Records from a collection:
- - -

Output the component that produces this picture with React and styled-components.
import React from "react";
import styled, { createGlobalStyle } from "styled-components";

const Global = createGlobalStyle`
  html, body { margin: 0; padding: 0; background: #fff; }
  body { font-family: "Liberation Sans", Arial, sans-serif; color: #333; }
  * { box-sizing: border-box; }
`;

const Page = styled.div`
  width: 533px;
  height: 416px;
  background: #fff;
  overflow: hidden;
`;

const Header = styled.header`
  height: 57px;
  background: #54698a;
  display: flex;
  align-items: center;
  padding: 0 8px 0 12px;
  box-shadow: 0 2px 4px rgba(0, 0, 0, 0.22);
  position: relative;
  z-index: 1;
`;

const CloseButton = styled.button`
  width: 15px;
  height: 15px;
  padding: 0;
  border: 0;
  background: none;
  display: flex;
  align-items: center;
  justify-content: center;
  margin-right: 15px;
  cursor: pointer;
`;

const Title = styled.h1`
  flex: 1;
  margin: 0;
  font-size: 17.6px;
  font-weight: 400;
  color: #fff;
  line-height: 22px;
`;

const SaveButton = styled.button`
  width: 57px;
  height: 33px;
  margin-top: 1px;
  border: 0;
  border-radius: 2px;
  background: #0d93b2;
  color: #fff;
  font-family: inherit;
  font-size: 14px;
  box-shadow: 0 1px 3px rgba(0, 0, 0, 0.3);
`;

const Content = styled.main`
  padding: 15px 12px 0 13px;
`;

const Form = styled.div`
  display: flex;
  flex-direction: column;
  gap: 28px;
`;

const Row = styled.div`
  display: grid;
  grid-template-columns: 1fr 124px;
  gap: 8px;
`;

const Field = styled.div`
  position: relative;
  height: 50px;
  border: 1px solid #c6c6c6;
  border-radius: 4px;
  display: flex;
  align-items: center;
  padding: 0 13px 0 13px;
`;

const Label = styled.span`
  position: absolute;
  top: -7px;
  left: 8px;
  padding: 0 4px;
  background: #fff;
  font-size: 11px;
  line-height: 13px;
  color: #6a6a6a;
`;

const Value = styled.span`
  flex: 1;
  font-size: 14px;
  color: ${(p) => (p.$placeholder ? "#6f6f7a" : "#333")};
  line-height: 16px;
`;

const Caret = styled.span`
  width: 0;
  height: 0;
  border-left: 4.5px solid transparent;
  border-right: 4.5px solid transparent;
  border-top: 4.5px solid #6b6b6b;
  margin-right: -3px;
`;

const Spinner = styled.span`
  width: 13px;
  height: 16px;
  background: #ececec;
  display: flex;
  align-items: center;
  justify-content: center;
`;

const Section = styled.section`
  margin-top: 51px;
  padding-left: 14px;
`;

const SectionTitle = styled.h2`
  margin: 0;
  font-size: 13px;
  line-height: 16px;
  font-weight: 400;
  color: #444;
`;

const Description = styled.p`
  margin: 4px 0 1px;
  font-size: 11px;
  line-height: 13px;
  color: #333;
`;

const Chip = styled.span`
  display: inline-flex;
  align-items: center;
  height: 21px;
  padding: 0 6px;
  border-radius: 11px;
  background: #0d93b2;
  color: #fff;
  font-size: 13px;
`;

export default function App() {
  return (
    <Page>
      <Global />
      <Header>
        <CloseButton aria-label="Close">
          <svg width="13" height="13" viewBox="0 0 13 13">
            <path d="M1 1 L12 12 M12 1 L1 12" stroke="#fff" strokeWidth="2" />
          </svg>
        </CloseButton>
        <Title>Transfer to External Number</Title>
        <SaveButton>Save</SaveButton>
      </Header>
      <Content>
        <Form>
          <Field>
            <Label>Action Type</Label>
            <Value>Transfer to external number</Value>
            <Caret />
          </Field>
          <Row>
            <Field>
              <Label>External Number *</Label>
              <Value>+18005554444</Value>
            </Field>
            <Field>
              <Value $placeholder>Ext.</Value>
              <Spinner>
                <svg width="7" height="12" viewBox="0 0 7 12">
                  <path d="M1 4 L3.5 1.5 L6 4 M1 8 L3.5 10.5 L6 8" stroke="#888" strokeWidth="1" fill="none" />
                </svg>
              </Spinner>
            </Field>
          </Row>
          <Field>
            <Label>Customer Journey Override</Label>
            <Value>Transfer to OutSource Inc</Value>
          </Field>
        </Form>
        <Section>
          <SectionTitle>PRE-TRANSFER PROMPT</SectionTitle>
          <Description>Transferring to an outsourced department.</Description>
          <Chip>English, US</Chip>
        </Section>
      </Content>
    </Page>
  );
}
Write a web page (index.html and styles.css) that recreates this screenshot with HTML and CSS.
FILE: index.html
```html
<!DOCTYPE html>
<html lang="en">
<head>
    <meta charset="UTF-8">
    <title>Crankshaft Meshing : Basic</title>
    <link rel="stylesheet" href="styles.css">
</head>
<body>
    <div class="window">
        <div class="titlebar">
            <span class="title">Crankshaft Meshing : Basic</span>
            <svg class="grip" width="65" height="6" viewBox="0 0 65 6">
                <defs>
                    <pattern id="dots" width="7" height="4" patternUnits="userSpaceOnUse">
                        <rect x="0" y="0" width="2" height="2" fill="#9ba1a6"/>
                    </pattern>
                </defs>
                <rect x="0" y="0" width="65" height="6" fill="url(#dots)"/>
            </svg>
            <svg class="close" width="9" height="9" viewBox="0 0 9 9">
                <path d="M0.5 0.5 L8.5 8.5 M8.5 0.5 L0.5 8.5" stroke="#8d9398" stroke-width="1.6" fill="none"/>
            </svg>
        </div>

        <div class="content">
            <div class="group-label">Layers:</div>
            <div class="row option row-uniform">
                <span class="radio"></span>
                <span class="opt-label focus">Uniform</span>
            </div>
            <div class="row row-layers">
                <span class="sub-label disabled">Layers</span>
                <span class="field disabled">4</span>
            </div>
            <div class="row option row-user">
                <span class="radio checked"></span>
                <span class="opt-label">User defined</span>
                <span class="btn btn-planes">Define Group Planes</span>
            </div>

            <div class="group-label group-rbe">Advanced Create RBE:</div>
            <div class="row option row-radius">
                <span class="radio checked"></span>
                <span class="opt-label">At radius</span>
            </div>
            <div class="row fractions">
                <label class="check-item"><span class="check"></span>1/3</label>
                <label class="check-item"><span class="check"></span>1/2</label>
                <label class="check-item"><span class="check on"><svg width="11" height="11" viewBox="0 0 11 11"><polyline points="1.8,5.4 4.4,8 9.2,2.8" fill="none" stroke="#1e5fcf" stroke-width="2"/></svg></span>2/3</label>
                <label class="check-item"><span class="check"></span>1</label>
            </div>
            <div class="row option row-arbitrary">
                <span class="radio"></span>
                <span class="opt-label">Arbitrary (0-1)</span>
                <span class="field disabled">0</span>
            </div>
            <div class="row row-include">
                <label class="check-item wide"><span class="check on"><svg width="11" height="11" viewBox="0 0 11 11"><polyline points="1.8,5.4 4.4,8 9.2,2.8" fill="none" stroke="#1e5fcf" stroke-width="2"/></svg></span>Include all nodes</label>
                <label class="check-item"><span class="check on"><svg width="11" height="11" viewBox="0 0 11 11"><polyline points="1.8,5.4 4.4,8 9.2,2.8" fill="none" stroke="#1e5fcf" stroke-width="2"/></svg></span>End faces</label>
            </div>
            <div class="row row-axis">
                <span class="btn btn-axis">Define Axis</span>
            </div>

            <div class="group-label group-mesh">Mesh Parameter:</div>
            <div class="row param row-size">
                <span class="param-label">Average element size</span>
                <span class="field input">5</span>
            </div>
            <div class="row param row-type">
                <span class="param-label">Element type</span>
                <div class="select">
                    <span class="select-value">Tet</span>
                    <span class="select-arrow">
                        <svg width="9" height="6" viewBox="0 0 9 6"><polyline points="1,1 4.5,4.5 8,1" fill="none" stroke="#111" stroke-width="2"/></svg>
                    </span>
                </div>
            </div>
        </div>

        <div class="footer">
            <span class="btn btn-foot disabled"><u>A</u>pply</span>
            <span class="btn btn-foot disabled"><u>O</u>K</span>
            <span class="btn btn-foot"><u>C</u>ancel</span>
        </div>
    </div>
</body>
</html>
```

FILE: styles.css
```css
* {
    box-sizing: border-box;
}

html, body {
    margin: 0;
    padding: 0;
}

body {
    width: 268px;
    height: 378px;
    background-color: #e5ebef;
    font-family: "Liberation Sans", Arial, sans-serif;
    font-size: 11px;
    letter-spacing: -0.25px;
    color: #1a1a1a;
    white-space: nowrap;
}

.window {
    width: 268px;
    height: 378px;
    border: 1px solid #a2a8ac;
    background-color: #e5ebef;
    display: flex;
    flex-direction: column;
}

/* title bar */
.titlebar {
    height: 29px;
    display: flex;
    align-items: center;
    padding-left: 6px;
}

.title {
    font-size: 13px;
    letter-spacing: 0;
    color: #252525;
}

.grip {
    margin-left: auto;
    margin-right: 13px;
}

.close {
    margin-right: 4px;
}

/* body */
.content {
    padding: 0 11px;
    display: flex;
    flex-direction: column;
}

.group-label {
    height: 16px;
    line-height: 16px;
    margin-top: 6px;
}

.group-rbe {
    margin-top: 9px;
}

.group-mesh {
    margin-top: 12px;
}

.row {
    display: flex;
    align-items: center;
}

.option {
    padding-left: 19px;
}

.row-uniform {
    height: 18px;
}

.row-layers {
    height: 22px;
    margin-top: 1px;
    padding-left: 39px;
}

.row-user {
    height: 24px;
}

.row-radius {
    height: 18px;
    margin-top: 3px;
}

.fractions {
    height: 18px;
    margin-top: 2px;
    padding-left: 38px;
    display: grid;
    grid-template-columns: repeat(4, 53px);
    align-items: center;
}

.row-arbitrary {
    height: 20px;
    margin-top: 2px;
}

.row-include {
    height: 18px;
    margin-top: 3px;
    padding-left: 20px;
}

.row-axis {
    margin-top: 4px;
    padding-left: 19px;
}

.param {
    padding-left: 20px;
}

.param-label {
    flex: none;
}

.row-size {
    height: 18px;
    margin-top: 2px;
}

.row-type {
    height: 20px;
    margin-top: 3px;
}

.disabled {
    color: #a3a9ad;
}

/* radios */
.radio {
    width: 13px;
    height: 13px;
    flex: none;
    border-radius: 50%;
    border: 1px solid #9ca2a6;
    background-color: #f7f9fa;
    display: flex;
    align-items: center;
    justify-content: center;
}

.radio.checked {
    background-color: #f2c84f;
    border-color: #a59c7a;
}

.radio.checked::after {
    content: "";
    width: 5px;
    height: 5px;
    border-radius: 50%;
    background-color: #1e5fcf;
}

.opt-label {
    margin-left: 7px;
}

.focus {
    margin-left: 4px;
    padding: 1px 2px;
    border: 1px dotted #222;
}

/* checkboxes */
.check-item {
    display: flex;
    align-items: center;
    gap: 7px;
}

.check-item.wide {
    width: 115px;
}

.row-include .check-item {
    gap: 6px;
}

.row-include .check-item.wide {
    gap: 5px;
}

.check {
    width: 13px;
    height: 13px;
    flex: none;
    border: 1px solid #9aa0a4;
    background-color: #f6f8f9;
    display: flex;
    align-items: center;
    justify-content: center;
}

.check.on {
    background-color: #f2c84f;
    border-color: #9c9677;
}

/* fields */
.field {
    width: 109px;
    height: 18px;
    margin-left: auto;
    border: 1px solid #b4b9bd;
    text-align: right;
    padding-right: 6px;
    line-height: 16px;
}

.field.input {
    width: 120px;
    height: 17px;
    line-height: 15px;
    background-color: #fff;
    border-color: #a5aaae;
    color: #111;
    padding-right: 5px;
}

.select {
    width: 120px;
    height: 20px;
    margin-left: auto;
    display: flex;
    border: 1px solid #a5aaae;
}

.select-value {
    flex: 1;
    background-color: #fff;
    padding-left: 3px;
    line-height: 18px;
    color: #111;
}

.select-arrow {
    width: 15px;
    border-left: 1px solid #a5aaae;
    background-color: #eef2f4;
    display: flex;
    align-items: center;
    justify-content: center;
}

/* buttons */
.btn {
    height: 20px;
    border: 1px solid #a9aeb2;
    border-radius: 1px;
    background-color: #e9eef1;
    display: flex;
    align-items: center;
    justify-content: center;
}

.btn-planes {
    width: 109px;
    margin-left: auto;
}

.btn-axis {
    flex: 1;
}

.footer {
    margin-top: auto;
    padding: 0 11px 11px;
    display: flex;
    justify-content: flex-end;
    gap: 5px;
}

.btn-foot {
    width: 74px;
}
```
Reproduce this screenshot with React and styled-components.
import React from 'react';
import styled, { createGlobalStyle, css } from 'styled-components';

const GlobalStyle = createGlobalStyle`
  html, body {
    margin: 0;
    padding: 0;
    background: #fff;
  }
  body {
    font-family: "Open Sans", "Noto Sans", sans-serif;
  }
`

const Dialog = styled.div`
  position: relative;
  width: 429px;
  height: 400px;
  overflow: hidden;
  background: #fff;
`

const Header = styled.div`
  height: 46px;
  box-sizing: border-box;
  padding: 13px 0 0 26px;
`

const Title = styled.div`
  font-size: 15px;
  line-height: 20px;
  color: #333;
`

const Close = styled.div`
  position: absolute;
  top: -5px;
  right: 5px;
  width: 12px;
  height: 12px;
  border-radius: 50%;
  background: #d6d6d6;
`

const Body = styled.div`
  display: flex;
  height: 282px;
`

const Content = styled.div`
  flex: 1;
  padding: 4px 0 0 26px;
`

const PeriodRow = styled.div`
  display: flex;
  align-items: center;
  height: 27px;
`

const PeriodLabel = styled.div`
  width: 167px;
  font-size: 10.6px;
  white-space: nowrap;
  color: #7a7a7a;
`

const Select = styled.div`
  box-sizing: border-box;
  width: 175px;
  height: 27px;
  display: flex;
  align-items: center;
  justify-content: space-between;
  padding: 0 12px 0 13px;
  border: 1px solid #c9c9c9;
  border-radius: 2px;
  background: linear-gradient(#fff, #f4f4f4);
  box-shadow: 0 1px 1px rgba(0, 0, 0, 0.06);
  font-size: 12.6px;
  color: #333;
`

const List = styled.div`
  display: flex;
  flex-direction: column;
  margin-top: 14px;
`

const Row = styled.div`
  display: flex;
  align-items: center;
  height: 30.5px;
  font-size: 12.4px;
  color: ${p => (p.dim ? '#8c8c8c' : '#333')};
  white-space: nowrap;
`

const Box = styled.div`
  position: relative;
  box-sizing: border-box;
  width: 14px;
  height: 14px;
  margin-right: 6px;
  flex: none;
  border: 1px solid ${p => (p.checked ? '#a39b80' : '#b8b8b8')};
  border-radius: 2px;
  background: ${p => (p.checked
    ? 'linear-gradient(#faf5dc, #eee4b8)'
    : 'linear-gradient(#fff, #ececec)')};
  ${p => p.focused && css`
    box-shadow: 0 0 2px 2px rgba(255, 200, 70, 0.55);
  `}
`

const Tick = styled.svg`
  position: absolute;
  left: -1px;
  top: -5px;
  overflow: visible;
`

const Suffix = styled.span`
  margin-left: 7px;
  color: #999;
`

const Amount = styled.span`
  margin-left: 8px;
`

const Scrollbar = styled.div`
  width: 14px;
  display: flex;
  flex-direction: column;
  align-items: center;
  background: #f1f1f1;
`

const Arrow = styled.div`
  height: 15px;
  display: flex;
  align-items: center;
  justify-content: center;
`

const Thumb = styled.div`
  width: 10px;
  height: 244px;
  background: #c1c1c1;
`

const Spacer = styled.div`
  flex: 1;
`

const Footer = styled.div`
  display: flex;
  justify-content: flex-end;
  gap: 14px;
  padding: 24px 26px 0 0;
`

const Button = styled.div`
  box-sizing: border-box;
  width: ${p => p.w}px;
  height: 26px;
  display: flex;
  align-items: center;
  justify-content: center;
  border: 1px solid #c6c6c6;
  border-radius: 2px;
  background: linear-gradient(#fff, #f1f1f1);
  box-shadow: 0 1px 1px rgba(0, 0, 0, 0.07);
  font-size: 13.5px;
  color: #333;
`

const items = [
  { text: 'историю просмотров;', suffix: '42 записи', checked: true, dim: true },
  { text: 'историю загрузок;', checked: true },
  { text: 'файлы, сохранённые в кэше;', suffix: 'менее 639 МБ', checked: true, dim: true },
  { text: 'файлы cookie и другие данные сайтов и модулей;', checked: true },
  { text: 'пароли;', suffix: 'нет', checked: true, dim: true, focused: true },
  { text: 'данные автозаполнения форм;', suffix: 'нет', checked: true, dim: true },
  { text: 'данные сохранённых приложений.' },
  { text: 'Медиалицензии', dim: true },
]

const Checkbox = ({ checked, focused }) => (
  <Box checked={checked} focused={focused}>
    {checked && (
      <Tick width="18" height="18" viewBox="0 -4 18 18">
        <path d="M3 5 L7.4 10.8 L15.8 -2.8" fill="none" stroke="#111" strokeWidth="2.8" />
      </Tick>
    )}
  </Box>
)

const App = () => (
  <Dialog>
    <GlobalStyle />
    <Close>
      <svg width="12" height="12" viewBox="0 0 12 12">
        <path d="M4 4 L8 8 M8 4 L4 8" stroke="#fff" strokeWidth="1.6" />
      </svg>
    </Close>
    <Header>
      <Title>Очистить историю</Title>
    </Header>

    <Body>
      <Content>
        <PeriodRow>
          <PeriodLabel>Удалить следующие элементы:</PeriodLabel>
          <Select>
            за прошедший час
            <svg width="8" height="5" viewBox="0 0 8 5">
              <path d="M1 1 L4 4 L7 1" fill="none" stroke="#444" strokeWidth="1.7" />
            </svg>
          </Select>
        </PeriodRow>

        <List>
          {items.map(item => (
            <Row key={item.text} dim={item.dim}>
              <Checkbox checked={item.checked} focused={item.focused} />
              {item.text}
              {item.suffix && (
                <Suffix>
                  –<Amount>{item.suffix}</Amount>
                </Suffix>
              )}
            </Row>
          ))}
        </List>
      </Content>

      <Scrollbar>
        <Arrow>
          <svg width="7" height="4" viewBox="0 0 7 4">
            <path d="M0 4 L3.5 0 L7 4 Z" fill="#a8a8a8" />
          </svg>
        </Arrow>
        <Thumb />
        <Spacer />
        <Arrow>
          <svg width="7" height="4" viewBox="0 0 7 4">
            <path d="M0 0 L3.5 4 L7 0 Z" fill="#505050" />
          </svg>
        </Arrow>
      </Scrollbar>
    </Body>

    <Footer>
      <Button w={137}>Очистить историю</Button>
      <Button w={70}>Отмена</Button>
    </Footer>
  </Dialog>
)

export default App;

- - -

Task requirements: Pick out each line above that includes "this" and show it.

Reply to the task:
Output the component that produces this picture with React and styled-components.
Write a web page (index.html and styles.css) that recreates this screenshot with HTML and CSS.
Reproduce this screenshot with React and styled-components.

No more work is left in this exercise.